_Exercise_
Word for word, copy all the data and drop the pictures.

╭─ Collected material

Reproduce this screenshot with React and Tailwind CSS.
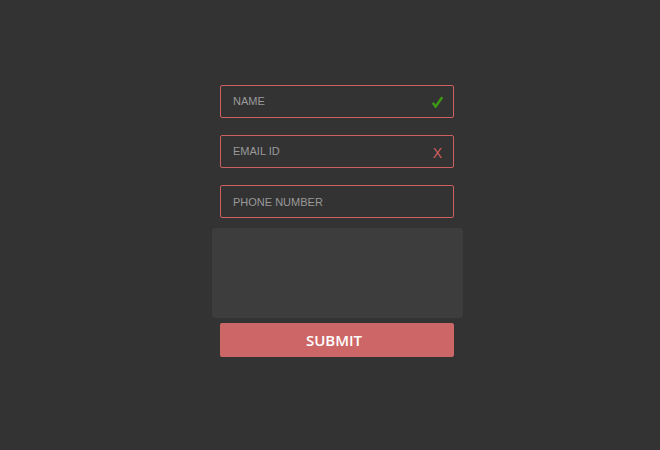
export default function App() {
  return (
    <div className="w-[660px] h-[450px] bg-[#333333] flex flex-col items-center pt-[85px] pl-[14px]" style={{ fontFamily: '"Liberation Sans", Arial, sans-serif' }}>
      <div className="w-[234px] h-[33px] border border-[#cc5f5f] rounded-[2px] flex items-center justify-between pl-[12px] pr-[10px]">
        <span className="text-[11px] text-[#9a9a9a]">NAME</span>
        <svg width="11" height="12" viewBox="0 0 11 12">
          <path d="M0.8 6.8 L3.6 10.6 L10.2 1.2" fill="none" stroke="#3c9a12" strokeWidth="2.4" strokeLinejoin="miter" />
        </svg>
      </div>
      <div className="mt-[17px] w-[234px] h-[33px] border border-[#cc5f5f] rounded-[2px] flex items-center justify-between pl-[12px] pr-[11px]">
        <span className="text-[11px] text-[#9a9a9a]">EMAIL ID</span>
        <span className="text-[14px] text-[#d05f5f] leading-none mt-[3px]">X</span>
      </div>
      <div className="mt-[17px] w-[234px] h-[33px] border border-[#cc5f5f] rounded-[2px] flex items-center pl-[12px] pt-[2px]">
        <span className="text-[11px] text-[#9a9a9a]">PHONE NUMBER</span>
      </div>
      <div className="mt-[10px] w-[251px] h-[90px] bg-[#3d3d3d] rounded-[3px]"></div>
      <button className="mt-[5px] w-[234px] h-[34px] bg-[#cd6767] rounded-[2px] text-white font-semibold text-[15px] pr-[6px]" style={{ fontFamily: '"Open Sans", sans-serif' }}>
        SUBMIT
      </button>
    </div>
  );
}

╰─

_Correct answer_
Reproduce this screenshot with React and Tailwind CSS.
export default function App() {
  return (
    <div className="w-[660px] h-[450px] bg-[#333333] flex flex-col items-center pt-[85px] pl-[14px]" style={{ fontFamily: '"Liberation Sans", Arial, sans-serif' }}>
      <div className="w-[234px] h-[33px] border border-[#cc5f5f] rounded-[2px] flex items-center justify-between pl-[12px] pr-[10px]">
        <span className="text-[11px] text-[#9a9a9a]">NAME</span>
        <svg width="11" height="12" viewBox="0 0 11 12">
          <path d="M0.8 6.8 L3.6 10.6 L10.2 1.2" fill="none" stroke="#3c9a12" strokeWidth="2.4" strokeLinejoin="miter" />
        </svg>
      </div>
      <div className="mt-[17px] w-[234px] h-[33px] border border-[#cc5f5f] rounded-[2px] flex items-center justify-between pl-[12px] pr-[11px]">
        <span className="text-[11px] text-[#9a9a9a]">EMAIL ID</span>
        <span className="text-[14px] text-[#d05f5f] leading-none mt-[3px]">X</span>
      </div>
      <div className="mt-[17px] w-[234px] h-[33px] border border-[#cc5f5f] rounded-[2px] flex items-center pl-[12px] pt-[2px]">
        <span className="text-[11px] text-[#9a9a9a]">PHONE NUMBER</span>
      </div>
      <div className="mt-[10px] w-[251px] h-[90px] bg-[#3d3d3d] rounded-[3px]"></div>
      <button className="mt-[5px] w-[234px] h-[34px] bg-[#cd6767] rounded-[2px] text-white font-semibold text-[15px] pr-[6px]" style={{ fontFamily: '"Open Sans", sans-serif' }}>
        SUBMIT
      </button>
    </div>
  );
}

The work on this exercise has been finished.